We’ve covered some of the Rcpp basics in previous posts, but the:

Function message("message");

declration is new and enables us to call the R message() function from within our Rcpp program just as if it were a normal C/C++ function. One can use that same functionality to call just about any R function from Rcpp. We’re using it here to provide [suppressable] feedback to the programs that will be calling these functions, since one cannot neither guarantee network connectivity nor the efficacy of local DNS resolvers.

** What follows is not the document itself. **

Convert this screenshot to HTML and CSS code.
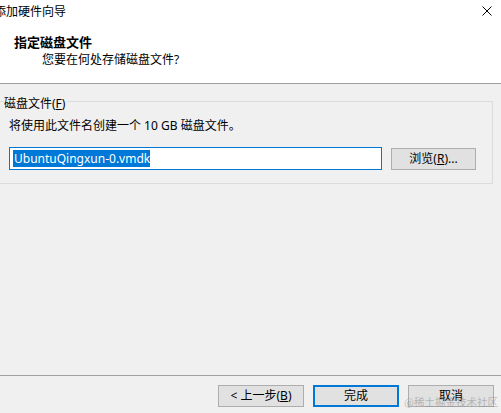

Another new feature being used is the ability to use standard C++ data structures (e.g. std::string, std::vector) and letting R/Rcpp take care of the conversions.

The basic flow for each function is the same:

  • take—as input—character string (take note that these functions are not vectorized)
  • initialize the Boost resolver functions
  • make a query (host→ip/ip→host)
  • build a vector of the results (handls multiple A & PTR records)
  • return the results

As in previous cases, to use these new Rcpp functions, all you have to do is ensure the file (I called it resolver.cpp) is in your working directory and then run:

library(Rcpp)
library(inline)

sourceCpp("resolver.cpp")

That will make the gethostbyname and gethostbyaddr functions available to R during the running session. Then, it’s just a matter of using them:

# forward
gethostbyname("dds.ec")
## [1] "162.243.111.4"

# reverse
gethostbyaddr(gethostbyname("dds.ec"))
## [1] "162.243.111.4"

# multiple return values
gethostbyname("google.com")

##  [1] "2607:f8b0:4006:806::100e" "74.125.226.14"           
##  [3] "74.125.226.8"             "74.125.226.3"            
##  [5] "74.125.226.6"             "74.125.226.4"            
##  [7] "74.125.226.9"             "74.125.226.0"            
##  [9] "74.125.226.2"             "74.125.226.1"            
## [11] "74.125.226.5"             "74.125.226.7"

There’s no error checking for passed parameters and the responses for gethostbyname return both IPv4 & IPv6 A records, but handling both those conditions is relatively straightforward (and should be added for production code).